** Start **
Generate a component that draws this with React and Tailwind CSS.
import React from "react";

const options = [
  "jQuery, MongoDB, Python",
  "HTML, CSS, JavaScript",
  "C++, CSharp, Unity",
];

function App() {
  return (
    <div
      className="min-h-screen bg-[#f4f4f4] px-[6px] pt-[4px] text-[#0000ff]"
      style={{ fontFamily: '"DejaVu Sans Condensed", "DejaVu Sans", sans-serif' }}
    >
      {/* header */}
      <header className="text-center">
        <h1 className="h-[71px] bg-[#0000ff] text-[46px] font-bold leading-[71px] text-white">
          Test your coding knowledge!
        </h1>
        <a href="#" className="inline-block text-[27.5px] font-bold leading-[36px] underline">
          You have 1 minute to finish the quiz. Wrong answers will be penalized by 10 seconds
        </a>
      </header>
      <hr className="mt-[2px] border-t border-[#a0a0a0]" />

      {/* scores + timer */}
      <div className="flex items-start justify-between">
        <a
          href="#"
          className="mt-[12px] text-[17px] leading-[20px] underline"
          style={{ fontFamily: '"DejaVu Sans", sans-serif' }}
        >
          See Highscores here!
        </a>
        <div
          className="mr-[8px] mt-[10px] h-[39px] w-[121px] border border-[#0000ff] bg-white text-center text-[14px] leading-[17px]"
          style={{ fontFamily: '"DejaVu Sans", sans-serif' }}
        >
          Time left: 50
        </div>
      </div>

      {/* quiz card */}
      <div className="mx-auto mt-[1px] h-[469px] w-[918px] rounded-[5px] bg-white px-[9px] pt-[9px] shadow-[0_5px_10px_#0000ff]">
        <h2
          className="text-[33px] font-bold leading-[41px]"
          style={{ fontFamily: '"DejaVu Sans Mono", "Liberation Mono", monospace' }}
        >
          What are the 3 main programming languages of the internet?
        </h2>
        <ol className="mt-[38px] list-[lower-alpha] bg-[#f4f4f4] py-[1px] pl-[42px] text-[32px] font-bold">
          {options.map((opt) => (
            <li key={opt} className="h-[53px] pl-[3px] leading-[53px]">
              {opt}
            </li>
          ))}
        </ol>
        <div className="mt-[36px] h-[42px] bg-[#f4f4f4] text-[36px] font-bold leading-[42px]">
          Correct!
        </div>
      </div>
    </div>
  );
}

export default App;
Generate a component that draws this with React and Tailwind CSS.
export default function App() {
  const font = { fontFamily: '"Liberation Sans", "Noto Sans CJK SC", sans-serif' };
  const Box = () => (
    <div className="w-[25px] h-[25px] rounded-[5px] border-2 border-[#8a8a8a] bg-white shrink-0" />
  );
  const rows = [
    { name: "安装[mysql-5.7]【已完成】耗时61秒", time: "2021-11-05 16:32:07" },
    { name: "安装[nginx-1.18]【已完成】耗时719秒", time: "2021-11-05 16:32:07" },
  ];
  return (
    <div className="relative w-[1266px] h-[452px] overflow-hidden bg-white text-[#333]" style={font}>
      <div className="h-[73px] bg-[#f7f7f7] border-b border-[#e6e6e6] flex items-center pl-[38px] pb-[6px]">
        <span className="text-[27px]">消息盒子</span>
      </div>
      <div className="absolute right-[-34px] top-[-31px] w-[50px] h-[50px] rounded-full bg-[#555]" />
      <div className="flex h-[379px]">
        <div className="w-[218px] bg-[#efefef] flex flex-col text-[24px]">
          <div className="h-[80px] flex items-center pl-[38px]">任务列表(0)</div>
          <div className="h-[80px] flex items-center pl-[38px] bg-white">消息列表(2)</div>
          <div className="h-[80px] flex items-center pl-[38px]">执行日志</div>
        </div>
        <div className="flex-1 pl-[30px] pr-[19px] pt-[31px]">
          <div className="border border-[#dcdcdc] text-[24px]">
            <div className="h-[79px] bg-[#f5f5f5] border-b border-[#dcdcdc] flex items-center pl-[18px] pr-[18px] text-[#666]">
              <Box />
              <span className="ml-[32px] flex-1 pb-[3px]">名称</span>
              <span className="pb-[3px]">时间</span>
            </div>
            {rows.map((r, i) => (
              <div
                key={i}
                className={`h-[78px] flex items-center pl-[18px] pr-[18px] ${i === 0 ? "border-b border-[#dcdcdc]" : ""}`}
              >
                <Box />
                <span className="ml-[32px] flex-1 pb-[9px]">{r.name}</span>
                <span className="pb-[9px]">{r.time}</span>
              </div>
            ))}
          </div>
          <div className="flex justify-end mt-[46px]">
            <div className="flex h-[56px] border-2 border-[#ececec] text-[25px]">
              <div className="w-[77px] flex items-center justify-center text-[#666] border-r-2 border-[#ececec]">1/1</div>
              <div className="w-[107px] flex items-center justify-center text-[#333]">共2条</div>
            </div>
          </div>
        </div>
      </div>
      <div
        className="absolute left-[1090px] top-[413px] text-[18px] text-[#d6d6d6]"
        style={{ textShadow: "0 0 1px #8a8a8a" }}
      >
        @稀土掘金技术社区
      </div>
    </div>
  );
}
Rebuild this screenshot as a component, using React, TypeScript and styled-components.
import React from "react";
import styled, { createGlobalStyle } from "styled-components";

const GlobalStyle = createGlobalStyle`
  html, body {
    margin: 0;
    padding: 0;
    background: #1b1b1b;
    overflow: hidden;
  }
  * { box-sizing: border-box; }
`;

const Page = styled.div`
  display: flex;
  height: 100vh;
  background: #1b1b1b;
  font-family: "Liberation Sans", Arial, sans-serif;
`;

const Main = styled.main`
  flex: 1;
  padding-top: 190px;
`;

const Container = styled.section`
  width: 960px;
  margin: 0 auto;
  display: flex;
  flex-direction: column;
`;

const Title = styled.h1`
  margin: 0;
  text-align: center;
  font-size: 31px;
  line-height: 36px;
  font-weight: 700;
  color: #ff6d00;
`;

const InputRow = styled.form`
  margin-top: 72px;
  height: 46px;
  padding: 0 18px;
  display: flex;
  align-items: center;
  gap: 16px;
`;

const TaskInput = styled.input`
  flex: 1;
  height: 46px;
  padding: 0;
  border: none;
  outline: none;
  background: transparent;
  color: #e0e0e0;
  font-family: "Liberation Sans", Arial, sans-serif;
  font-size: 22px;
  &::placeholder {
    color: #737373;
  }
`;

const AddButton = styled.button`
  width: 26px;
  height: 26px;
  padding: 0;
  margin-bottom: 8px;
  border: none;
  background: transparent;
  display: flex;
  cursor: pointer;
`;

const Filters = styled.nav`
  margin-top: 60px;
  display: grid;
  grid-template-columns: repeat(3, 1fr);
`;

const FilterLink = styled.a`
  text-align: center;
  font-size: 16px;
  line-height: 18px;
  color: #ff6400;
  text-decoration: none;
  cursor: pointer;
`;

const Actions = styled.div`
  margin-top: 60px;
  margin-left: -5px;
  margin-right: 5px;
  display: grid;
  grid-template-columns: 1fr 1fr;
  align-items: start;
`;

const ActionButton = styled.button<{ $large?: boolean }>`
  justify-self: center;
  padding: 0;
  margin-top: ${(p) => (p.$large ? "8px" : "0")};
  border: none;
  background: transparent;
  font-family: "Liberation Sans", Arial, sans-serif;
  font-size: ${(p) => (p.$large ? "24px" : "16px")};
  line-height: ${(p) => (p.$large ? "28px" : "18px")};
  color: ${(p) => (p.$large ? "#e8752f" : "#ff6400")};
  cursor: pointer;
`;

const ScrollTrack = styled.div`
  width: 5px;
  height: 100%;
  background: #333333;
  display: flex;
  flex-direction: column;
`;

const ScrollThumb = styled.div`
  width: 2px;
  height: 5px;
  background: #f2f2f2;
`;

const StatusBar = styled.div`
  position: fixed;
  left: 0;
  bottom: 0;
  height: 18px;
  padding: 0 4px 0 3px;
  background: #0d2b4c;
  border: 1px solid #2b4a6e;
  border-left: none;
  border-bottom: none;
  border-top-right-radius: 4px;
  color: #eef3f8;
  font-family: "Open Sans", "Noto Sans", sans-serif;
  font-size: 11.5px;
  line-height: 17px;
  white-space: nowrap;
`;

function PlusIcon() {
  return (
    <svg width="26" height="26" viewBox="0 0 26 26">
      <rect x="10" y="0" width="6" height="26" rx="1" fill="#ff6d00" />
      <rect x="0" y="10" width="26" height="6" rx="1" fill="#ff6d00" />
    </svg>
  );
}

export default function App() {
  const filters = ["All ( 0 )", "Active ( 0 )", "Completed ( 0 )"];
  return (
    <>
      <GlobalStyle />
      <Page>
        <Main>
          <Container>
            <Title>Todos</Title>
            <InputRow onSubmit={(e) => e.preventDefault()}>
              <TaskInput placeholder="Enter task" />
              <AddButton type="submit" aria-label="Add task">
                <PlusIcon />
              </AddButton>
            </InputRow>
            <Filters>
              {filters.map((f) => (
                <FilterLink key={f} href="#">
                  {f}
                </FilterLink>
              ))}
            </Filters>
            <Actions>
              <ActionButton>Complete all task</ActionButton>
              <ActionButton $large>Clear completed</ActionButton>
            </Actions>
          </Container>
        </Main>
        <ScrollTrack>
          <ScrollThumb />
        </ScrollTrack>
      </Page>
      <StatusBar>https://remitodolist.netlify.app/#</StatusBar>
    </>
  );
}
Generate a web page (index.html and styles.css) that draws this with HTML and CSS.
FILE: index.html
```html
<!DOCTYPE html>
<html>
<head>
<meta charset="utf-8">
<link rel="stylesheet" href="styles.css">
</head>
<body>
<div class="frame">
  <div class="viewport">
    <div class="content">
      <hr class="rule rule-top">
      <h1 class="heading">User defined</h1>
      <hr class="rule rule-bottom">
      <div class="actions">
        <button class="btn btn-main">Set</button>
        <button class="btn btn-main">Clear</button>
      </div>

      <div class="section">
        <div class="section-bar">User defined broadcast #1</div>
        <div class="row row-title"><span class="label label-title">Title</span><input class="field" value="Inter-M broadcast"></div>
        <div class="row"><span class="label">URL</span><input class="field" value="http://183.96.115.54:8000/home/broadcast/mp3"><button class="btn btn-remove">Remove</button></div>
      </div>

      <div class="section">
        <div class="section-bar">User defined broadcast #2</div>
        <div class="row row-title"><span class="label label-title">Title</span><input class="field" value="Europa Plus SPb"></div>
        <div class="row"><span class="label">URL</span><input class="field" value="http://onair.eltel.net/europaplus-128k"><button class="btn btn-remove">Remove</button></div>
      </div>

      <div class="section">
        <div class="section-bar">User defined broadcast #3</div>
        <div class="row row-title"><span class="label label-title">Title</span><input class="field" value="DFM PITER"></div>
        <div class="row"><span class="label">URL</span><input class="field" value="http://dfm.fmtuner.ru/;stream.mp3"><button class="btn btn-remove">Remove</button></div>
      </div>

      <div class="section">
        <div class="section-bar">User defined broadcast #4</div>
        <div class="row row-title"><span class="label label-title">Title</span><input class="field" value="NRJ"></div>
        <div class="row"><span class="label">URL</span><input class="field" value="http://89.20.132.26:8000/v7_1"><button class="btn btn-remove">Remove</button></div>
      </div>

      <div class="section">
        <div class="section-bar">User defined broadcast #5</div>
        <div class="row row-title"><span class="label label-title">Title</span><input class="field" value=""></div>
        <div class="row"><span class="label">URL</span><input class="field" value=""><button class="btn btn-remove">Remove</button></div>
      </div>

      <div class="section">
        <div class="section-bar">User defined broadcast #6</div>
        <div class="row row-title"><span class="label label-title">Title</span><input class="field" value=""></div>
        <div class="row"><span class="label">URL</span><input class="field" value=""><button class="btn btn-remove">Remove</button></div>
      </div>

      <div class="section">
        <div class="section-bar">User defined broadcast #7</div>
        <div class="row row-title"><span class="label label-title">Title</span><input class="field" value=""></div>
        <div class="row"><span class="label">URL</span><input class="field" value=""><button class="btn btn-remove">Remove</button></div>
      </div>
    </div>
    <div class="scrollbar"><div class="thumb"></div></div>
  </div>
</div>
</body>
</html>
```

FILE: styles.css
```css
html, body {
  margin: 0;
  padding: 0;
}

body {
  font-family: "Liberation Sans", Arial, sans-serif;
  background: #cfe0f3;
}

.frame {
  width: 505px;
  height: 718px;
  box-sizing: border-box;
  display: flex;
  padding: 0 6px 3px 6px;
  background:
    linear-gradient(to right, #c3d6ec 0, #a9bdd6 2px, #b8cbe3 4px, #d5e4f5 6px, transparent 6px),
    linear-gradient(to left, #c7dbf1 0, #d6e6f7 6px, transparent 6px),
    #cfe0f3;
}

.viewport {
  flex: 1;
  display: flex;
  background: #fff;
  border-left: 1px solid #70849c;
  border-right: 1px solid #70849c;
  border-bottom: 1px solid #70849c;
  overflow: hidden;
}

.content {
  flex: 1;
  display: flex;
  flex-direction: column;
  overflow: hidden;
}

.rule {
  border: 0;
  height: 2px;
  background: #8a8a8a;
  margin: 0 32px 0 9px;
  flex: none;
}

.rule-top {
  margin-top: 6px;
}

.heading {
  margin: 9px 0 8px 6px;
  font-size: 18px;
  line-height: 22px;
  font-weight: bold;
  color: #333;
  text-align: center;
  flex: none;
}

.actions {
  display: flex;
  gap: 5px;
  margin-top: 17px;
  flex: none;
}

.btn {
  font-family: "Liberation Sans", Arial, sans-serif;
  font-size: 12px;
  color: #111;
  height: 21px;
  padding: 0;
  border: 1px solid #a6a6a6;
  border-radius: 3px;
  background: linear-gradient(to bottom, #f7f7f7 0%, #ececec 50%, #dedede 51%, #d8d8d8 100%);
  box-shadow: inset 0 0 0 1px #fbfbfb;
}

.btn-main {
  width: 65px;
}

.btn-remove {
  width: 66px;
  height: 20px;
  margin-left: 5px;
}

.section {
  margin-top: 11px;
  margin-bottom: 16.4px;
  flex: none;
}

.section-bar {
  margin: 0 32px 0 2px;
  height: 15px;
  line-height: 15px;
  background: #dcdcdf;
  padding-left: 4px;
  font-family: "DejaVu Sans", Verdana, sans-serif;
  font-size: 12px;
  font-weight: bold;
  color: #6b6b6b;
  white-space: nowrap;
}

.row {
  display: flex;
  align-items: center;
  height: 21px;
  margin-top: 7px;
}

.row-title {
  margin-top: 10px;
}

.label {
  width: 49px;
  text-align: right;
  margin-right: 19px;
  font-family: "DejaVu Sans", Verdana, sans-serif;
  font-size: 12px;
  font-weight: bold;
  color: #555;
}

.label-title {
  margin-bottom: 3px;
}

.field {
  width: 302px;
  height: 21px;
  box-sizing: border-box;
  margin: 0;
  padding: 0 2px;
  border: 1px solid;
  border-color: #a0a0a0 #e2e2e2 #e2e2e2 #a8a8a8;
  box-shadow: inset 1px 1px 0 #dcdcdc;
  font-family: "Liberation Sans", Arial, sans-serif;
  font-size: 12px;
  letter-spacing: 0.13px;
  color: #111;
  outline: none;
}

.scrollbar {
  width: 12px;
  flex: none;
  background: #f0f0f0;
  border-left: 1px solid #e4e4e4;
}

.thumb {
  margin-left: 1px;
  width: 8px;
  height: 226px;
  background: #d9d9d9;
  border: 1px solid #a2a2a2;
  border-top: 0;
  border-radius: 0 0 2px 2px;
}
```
** End **
Show the lines of the data that hold the word "styles".

_Full solution_
Generate a web page (index.html and styles.css) that draws this with HTML and CSS.
<link rel="stylesheet" href="styles.css">
FILE: styles.css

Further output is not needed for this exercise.